## TASK GOAL:
Repeat the listing exactly as given, omitting every image.

==== RECORDS SUPPLIED

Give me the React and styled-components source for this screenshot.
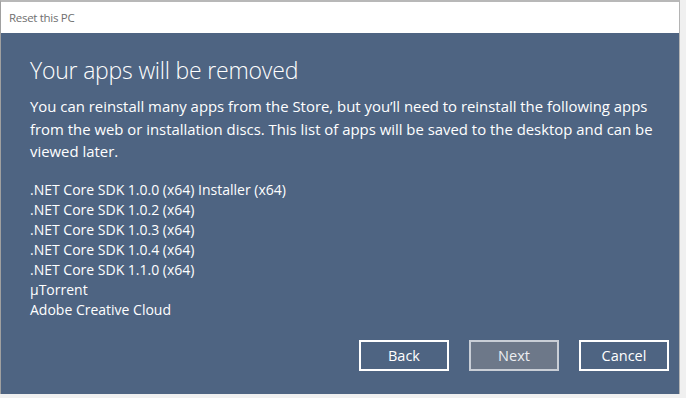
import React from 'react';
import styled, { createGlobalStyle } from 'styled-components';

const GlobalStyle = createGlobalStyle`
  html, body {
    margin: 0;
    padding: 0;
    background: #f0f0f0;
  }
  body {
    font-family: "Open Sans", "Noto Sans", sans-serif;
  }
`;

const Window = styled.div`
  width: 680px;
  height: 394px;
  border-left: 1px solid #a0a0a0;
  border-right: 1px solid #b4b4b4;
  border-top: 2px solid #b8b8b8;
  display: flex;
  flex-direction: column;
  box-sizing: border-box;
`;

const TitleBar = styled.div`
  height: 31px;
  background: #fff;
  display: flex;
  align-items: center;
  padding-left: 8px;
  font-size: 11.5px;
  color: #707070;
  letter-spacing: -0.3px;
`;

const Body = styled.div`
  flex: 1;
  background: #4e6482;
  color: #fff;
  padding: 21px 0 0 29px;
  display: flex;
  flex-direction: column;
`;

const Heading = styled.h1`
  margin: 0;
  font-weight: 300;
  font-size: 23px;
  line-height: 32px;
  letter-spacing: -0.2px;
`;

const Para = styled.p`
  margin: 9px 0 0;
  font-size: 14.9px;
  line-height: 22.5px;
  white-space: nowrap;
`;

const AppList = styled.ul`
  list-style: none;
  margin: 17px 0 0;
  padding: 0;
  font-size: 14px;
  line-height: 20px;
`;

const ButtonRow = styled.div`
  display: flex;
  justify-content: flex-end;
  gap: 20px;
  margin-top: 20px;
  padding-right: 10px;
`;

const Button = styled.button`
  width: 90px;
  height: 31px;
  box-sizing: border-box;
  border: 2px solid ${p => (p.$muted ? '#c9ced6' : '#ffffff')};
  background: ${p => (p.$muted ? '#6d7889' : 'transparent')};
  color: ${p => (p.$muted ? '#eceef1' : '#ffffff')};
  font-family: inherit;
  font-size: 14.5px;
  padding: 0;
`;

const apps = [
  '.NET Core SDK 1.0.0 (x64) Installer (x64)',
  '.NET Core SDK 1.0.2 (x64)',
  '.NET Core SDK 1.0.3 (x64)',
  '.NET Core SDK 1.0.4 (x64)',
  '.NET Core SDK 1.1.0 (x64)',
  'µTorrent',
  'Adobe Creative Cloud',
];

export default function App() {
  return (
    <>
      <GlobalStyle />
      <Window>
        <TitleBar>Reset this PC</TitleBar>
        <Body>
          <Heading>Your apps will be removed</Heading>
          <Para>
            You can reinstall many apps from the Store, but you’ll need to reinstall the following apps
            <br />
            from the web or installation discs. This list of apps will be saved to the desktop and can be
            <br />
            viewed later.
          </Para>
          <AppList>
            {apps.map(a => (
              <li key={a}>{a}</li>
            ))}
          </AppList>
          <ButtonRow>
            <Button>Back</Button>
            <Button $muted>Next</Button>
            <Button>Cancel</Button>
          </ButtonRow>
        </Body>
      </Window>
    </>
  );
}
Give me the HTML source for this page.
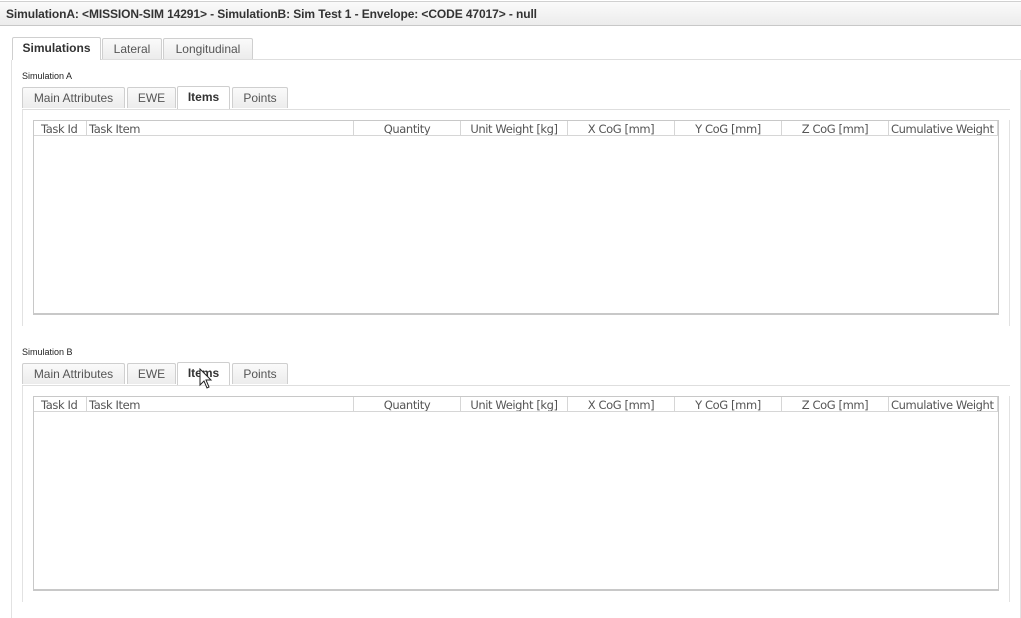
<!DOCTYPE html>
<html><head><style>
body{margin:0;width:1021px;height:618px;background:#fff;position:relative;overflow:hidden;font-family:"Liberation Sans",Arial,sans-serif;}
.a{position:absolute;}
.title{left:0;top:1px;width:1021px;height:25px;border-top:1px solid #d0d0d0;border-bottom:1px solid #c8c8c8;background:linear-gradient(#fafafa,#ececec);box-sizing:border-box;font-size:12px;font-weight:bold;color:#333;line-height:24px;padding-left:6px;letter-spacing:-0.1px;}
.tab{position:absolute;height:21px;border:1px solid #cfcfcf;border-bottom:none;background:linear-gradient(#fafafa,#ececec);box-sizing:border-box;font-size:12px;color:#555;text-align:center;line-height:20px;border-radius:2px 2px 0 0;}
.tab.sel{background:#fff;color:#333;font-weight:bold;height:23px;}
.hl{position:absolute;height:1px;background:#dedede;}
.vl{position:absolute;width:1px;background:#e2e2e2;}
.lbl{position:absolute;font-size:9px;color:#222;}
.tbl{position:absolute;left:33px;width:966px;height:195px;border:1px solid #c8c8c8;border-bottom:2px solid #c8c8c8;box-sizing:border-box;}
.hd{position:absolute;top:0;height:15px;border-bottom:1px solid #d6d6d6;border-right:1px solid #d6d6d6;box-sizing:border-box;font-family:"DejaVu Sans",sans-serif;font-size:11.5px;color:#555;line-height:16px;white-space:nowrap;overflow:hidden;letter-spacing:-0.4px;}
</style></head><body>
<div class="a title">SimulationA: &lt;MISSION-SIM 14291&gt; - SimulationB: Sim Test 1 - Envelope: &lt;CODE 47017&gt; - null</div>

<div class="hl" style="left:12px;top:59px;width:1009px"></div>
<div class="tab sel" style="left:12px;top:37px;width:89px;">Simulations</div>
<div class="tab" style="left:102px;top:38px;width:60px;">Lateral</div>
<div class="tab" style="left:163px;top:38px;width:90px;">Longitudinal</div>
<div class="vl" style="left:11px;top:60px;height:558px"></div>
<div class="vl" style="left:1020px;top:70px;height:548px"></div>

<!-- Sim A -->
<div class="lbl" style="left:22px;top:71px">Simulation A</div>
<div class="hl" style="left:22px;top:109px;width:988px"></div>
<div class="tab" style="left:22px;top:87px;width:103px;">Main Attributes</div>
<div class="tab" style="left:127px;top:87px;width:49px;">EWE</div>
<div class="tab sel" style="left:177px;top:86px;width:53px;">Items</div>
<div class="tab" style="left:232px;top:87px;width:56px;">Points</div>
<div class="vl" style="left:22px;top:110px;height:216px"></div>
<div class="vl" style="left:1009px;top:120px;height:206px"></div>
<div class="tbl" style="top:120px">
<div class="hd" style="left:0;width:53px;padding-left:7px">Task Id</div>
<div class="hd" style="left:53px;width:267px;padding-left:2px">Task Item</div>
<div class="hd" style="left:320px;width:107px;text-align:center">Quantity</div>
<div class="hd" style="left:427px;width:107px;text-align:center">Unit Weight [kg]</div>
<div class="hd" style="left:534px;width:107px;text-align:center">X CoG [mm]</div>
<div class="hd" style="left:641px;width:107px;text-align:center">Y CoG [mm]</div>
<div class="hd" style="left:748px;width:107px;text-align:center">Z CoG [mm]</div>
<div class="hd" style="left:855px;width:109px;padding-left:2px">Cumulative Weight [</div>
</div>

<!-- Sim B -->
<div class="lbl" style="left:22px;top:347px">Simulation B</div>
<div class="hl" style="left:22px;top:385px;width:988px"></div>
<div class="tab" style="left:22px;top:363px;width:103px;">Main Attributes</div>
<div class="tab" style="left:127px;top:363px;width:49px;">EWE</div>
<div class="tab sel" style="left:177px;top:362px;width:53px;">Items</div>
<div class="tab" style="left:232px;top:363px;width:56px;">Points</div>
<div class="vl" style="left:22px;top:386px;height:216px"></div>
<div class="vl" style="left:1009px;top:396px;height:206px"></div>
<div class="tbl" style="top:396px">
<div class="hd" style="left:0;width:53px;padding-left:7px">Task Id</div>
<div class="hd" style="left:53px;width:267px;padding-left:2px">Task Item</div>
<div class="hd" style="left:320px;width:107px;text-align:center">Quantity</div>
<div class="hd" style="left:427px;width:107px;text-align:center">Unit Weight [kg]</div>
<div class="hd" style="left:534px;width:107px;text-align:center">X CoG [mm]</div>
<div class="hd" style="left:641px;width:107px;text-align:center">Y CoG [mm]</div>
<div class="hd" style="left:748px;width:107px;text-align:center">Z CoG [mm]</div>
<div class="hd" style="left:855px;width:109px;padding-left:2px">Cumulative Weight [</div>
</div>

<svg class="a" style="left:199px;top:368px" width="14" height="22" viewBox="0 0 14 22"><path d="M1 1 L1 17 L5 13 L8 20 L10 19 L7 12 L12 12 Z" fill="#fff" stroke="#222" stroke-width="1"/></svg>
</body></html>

========

## THE ANSWER:
Give me the React and styled-components source for this screenshot.
import React from 'react';
import styled, { createGlobalStyle } from 'styled-components';

const GlobalStyle = createGlobalStyle`
  html, body {
    margin: 0;
    padding: 0;
    background: #f0f0f0;
  }
  body {
    font-family: "Open Sans", "Noto Sans", sans-serif;
  }
`;

const Window = styled.div`
  width: 680px;
  height: 394px;
  border-left: 1px solid #a0a0a0;
  border-right: 1px solid #b4b4b4;
  border-top: 2px solid #b8b8b8;
  display: flex;
  flex-direction: column;
  box-sizing: border-box;
`;

const TitleBar = styled.div`
  height: 31px;
  background: #fff;
  display: flex;
  align-items: center;
  padding-left: 8px;
  font-size: 11.5px;
  color: #707070;
  letter-spacing: -0.3px;
`;

const Body = styled.div`
  flex: 1;
  background: #4e6482;
  color: #fff;
  padding: 21px 0 0 29px;
  display: flex;
  flex-direction: column;
`;

const Heading = styled.h1`
  margin: 0;
  font-weight: 300;
  font-size: 23px;
  line-height: 32px;
  letter-spacing: -0.2px;
`;

const Para = styled.p`
  margin: 9px 0 0;
  font-size: 14.9px;
  line-height: 22.5px;
  white-space: nowrap;
`;

const AppList = styled.ul`
  list-style: none;
  margin: 17px 0 0;
  padding: 0;
  font-size: 14px;
  line-height: 20px;
`;

const ButtonRow = styled.div`
  display: flex;
  justify-content: flex-end;
  gap: 20px;
  margin-top: 20px;
  padding-right: 10px;
`;

const Button = styled.button`
  width: 90px;
  height: 31px;
  box-sizing: border-box;
  border: 2px solid ${p => (p.$muted ? '#c9ced6' : '#ffffff')};
  background: ${p => (p.$muted ? '#6d7889' : 'transparent')};
  color: ${p => (p.$muted ? '#eceef1' : '#ffffff')};
  font-family: inherit;
  font-size: 14.5px;
  padding: 0;
`;

const apps = [
  '.NET Core SDK 1.0.0 (x64) Installer (x64)',
  '.NET Core SDK 1.0.2 (x64)',
  '.NET Core SDK 1.0.3 (x64)',
  '.NET Core SDK 1.0.4 (x64)',
  '.NET Core SDK 1.1.0 (x64)',
  'µTorrent',
  'Adobe Creative Cloud',
];

export default function App() {
  return (
    <>
      <GlobalStyle />
      <Window>
        <TitleBar>Reset this PC</TitleBar>
        <Body>
          <Heading>Your apps will be removed</Heading>
          <Para>
            You can reinstall many apps from the Store, but you’ll need to reinstall the following apps
            <br />
            from the web or installation discs. This list of apps will be saved to the desktop and can be
            <br />
            viewed later.
          </Para>
          <AppList>
            {apps.map(a => (
              <li key={a}>{a}</li>
            ))}
          </AppList>
          <ButtonRow>
            <Button>Back</Button>
            <Button $muted>Next</Button>
            <Button>Cancel</Button>
          </ButtonRow>
        </Body>
      </Window>
    </>
  );
}
Give me the HTML source for this page.
<!DOCTYPE html>
<html><head><style>
body{margin:0;width:1021px;height:618px;background:#fff;position:relative;overflow:hidden;font-family:"Liberation Sans",Arial,sans-serif;}
.a{position:absolute;}
.title{left:0;top:1px;width:1021px;height:25px;border-top:1px solid #d0d0d0;border-bottom:1px solid #c8c8c8;background:linear-gradient(#fafafa,#ececec);box-sizing:border-box;font-size:12px;font-weight:bold;color:#333;line-height:24px;padding-left:6px;letter-spacing:-0.1px;}
.tab{position:absolute;height:21px;border:1px solid #cfcfcf;border-bottom:none;background:linear-gradient(#fafafa,#ececec);box-sizing:border-box;font-size:12px;color:#555;text-align:center;line-height:20px;border-radius:2px 2px 0 0;}
.tab.sel{background:#fff;color:#333;font-weight:bold;height:23px;}
.hl{position:absolute;height:1px;background:#dedede;}
.vl{position:absolute;width:1px;background:#e2e2e2;}
.lbl{position:absolute;font-size:9px;color:#222;}
.tbl{position:absolute;left:33px;width:966px;height:195px;border:1px solid #c8c8c8;border-bottom:2px solid #c8c8c8;box-sizing:border-box;}
.hd{position:absolute;top:0;height:15px;border-bottom:1px solid #d6d6d6;border-right:1px solid #d6d6d6;box-sizing:border-box;font-family:"DejaVu Sans",sans-serif;font-size:11.5px;color:#555;line-height:16px;white-space:nowrap;overflow:hidden;letter-spacing:-0.4px;}
</style></head><body>
<div class="a title">SimulationA: &lt;MISSION-SIM 14291&gt; - SimulationB: Sim Test 1 - Envelope: &lt;CODE 47017&gt; - null</div>

<div class="hl" style="left:12px;top:59px;width:1009px"></div>
<div class="tab sel" style="left:12px;top:37px;width:89px;">Simulations</div>
<div class="tab" style="left:102px;top:38px;width:60px;">Lateral</div>
<div class="tab" style="left:163px;top:38px;width:90px;">Longitudinal</div>
<div class="vl" style="left:11px;top:60px;height:558px"></div>
<div class="vl" style="left:1020px;top:70px;height:548px"></div>

<!-- Sim A -->
<div class="lbl" style="left:22px;top:71px">Simulation A</div>
<div class="hl" style="left:22px;top:109px;width:988px"></div>
<div class="tab" style="left:22px;top:87px;width:103px;">Main Attributes</div>
<div class="tab" style="left:127px;top:87px;width:49px;">EWE</div>
<div class="tab sel" style="left:177px;top:86px;width:53px;">Items</div>
<div class="tab" style="left:232px;top:87px;width:56px;">Points</div>
<div class="vl" style="left:22px;top:110px;height:216px"></div>
<div class="vl" style="left:1009px;top:120px;height:206px"></div>
<div class="tbl" style="top:120px">
<div class="hd" style="left:0;width:53px;padding-left:7px">Task Id</div>
<div class="hd" style="left:53px;width:267px;padding-left:2px">Task Item</div>
<div class="hd" style="left:320px;width:107px;text-align:center">Quantity</div>
<div class="hd" style="left:427px;width:107px;text-align:center">Unit Weight [kg]</div>
<div class="hd" style="left:534px;width:107px;text-align:center">X CoG [mm]</div>
<div class="hd" style="left:641px;width:107px;text-align:center">Y CoG [mm]</div>
<div class="hd" style="left:748px;width:107px;text-align:center">Z CoG [mm]</div>
<div class="hd" style="left:855px;width:109px;padding-left:2px">Cumulative Weight [</div>
</div>

<!-- Sim B -->
<div class="lbl" style="left:22px;top:347px">Simulation B</div>
<div class="hl" style="left:22px;top:385px;width:988px"></div>
<div class="tab" style="left:22px;top:363px;width:103px;">Main Attributes</div>
<div class="tab" style="left:127px;top:363px;width:49px;">EWE</div>
<div class="tab sel" style="left:177px;top:362px;width:53px;">Items</div>
<div class="tab" style="left:232px;top:363px;width:56px;">Points</div>
<div class="vl" style="left:22px;top:386px;height:216px"></div>
<div class="vl" style="left:1009px;top:396px;height:206px"></div>
<div class="tbl" style="top:396px">
<div class="hd" style="left:0;width:53px;padding-left:7px">Task Id</div>
<div class="hd" style="left:53px;width:267px;padding-left:2px">Task Item</div>
<div class="hd" style="left:320px;width:107px;text-align:center">Quantity</div>
<div class="hd" style="left:427px;width:107px;text-align:center">Unit Weight [kg]</div>
<div class="hd" style="left:534px;width:107px;text-align:center">X CoG [mm]</div>
<div class="hd" style="left:641px;width:107px;text-align:center">Y CoG [mm]</div>
<div class="hd" style="left:748px;width:107px;text-align:center">Z CoG [mm]</div>
<div class="hd" style="left:855px;width:109px;padding-left:2px">Cumulative Weight [</div>
</div>

<svg class="a" style="left:199px;top:368px" width="14" height="22" viewBox="0 0 14 22"><path d="M1 1 L1 17 L5 13 L8 20 L10 19 L7 12 L12 12 Z" fill="#fff" stroke="#222" stroke-width="1"/></svg>
</body></html>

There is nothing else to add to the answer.